• Your task: Copy the material that follows word for word and omit its pictures.

• Raw data:

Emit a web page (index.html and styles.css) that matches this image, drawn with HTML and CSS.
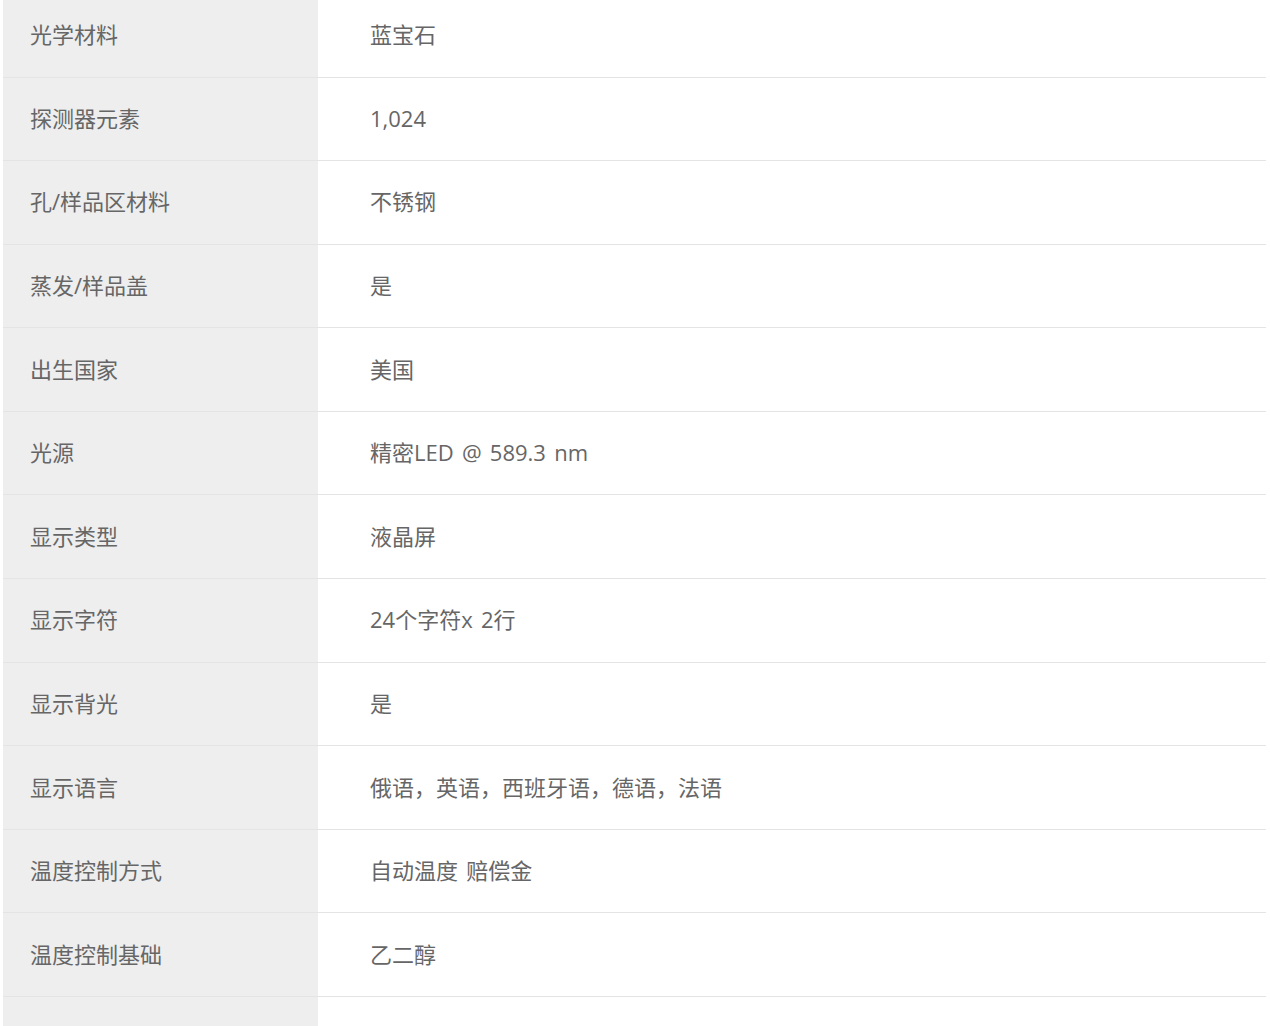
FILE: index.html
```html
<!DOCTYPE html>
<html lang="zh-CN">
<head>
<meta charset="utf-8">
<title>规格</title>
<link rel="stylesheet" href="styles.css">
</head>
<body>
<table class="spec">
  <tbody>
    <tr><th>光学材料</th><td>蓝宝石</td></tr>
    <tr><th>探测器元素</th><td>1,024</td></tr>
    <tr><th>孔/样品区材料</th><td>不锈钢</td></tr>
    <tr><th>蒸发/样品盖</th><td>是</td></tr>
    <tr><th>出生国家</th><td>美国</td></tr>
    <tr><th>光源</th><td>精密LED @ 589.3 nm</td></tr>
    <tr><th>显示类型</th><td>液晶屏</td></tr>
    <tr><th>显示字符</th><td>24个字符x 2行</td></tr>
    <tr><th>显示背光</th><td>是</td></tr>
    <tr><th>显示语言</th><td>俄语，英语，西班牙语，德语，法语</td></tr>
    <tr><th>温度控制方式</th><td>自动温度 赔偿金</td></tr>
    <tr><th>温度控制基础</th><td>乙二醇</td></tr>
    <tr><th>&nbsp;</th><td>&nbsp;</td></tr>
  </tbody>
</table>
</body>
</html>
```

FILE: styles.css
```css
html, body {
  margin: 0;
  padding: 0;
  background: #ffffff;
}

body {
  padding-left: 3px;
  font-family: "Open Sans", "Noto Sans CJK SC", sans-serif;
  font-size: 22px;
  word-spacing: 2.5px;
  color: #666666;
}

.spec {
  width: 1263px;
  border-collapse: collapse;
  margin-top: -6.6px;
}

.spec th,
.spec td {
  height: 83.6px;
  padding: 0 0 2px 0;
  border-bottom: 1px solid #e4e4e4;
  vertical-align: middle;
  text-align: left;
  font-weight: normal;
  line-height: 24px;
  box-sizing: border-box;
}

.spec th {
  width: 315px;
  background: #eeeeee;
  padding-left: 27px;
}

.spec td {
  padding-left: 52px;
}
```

• The response:
Emit a web page (index.html and styles.css) that matches this image, drawn with HTML and CSS.
FILE: index.html
```html
<!DOCTYPE html>
<html lang="zh-CN">
<head>
<meta charset="utf-8">
<title>规格</title>
<link rel="stylesheet" href="styles.css">
</head>
<body>
<table class="spec">
  <tbody>
    <tr><th>光学材料</th><td>蓝宝石</td></tr>
    <tr><th>探测器元素</th><td>1,024</td></tr>
    <tr><th>孔/样品区材料</th><td>不锈钢</td></tr>
    <tr><th>蒸发/样品盖</th><td>是</td></tr>
    <tr><th>出生国家</th><td>美国</td></tr>
    <tr><th>光源</th><td>精密LED @ 589.3 nm</td></tr>
    <tr><th>显示类型</th><td>液晶屏</td></tr>
    <tr><th>显示字符</th><td>24个字符x 2行</td></tr>
    <tr><th>显示背光</th><td>是</td></tr>
    <tr><th>显示语言</th><td>俄语，英语，西班牙语，德语，法语</td></tr>
    <tr><th>温度控制方式</th><td>自动温度 赔偿金</td></tr>
    <tr><th>温度控制基础</th><td>乙二醇</td></tr>
    <tr><th>&nbsp;</th><td>&nbsp;</td></tr>
  </tbody>
</table>
</body>
</html>
```

FILE: styles.css
```css
html, body {
  margin: 0;
  padding: 0;
  background: #ffffff;
}

body {
  padding-left: 3px;
  font-family: "Open Sans", "Noto Sans CJK SC", sans-serif;
  font-size: 22px;
  word-spacing: 2.5px;
  color: #666666;
}

.spec {
  width: 1263px;
  border-collapse: collapse;
  margin-top: -6.6px;
}

.spec th,
.spec td {
  height: 83.6px;
  padding: 0 0 2px 0;
  border-bottom: 1px solid #e4e4e4;
  vertical-align: middle;
  text-align: left;
  font-weight: normal;
  line-height: 24px;
  box-sizing: border-box;
}

.spec th {
  width: 315px;
  background: #eeeeee;
  padding-left: 27px;
}

.spec td {
  padding-left: 52px;
}
```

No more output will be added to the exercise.